▸ **Exercise prompt**: Look through the listing and locate every line containing the word "index"; copy those lines.

▸ **Data extract**:
++++++++++++++++++++

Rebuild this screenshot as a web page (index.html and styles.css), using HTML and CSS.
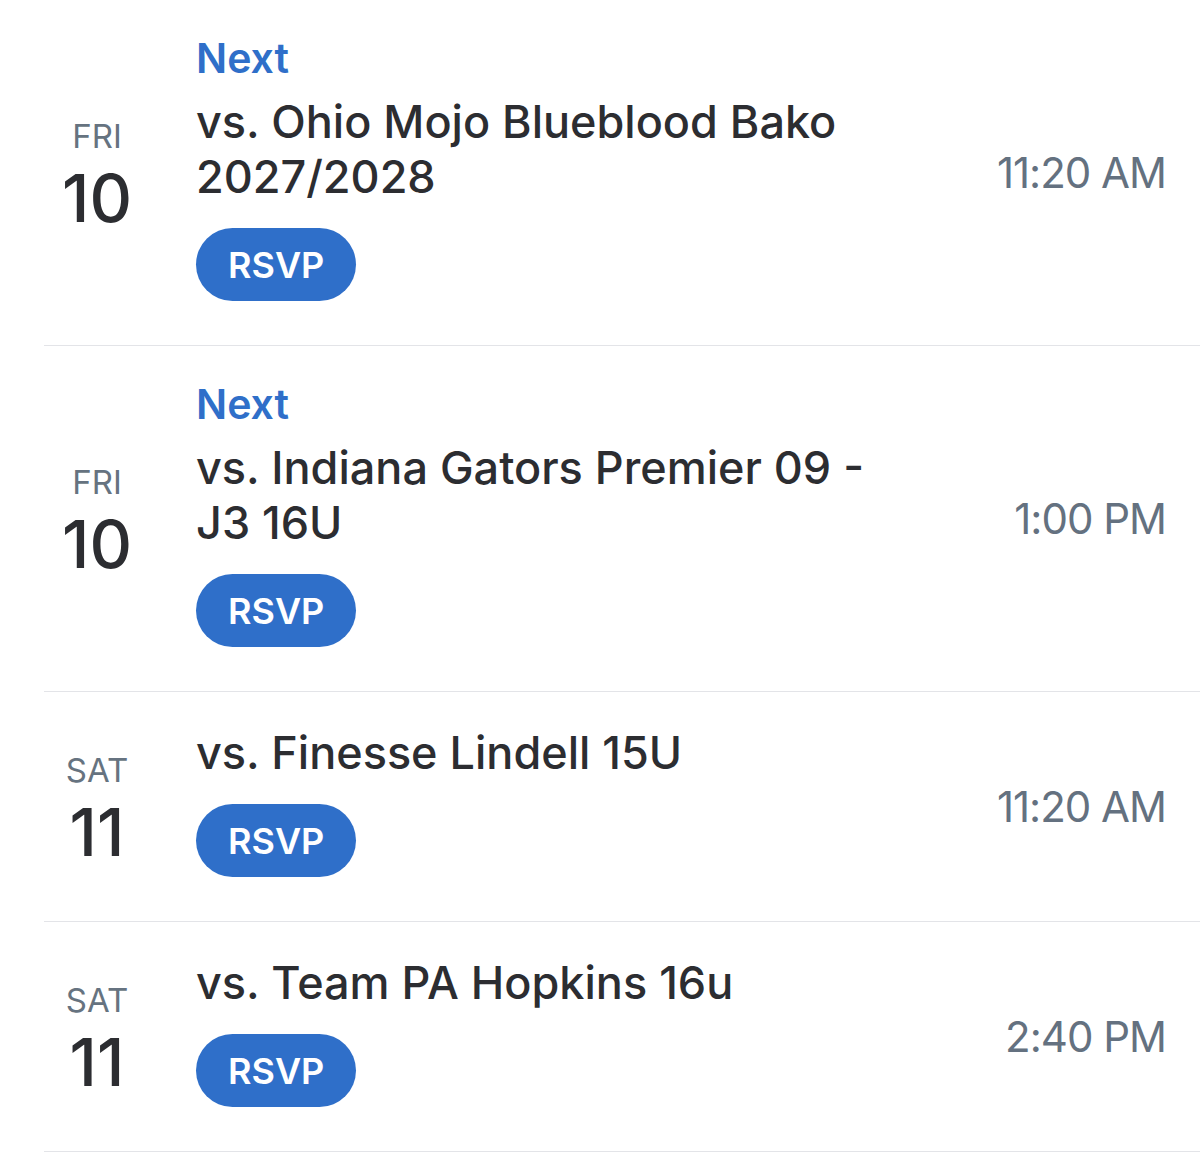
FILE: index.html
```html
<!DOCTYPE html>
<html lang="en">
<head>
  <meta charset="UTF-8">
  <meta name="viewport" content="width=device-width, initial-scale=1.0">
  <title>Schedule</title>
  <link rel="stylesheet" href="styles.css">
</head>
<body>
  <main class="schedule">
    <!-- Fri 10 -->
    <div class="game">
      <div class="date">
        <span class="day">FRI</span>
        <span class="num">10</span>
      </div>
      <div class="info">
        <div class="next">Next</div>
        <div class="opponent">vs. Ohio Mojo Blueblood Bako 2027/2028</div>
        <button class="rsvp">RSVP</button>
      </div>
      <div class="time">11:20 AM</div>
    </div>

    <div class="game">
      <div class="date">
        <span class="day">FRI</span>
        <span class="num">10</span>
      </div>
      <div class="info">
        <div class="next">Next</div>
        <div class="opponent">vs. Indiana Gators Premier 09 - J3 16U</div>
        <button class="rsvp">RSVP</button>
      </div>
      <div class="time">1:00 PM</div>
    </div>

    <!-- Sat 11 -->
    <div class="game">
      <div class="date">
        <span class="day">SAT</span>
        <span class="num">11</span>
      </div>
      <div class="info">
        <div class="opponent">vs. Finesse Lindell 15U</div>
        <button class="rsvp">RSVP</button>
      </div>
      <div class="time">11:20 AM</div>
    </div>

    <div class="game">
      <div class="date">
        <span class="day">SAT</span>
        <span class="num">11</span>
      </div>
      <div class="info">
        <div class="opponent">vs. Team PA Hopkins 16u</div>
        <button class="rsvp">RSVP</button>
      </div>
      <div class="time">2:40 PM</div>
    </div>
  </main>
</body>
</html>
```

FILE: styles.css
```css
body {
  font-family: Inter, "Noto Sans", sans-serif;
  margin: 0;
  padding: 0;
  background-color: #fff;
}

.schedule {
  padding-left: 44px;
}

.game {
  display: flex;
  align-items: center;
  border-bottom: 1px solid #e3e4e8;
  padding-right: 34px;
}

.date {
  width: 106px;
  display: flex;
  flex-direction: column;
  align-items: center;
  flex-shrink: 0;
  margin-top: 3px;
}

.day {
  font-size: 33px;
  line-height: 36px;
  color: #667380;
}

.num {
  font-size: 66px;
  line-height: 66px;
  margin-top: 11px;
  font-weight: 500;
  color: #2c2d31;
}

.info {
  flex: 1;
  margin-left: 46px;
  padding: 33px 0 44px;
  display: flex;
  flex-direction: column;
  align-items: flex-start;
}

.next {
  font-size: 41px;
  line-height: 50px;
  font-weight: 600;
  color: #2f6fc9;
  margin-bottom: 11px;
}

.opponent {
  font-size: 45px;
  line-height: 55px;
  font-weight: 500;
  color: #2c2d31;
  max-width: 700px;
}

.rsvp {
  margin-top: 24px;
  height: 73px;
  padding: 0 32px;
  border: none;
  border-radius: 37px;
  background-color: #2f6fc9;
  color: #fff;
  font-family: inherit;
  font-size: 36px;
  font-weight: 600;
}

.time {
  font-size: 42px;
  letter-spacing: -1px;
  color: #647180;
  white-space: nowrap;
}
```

++++++++++++++++++++

▸ **Result below**:
Rebuild this screenshot as a web page (index.html and styles.css), using HTML and CSS.
FILE: index.html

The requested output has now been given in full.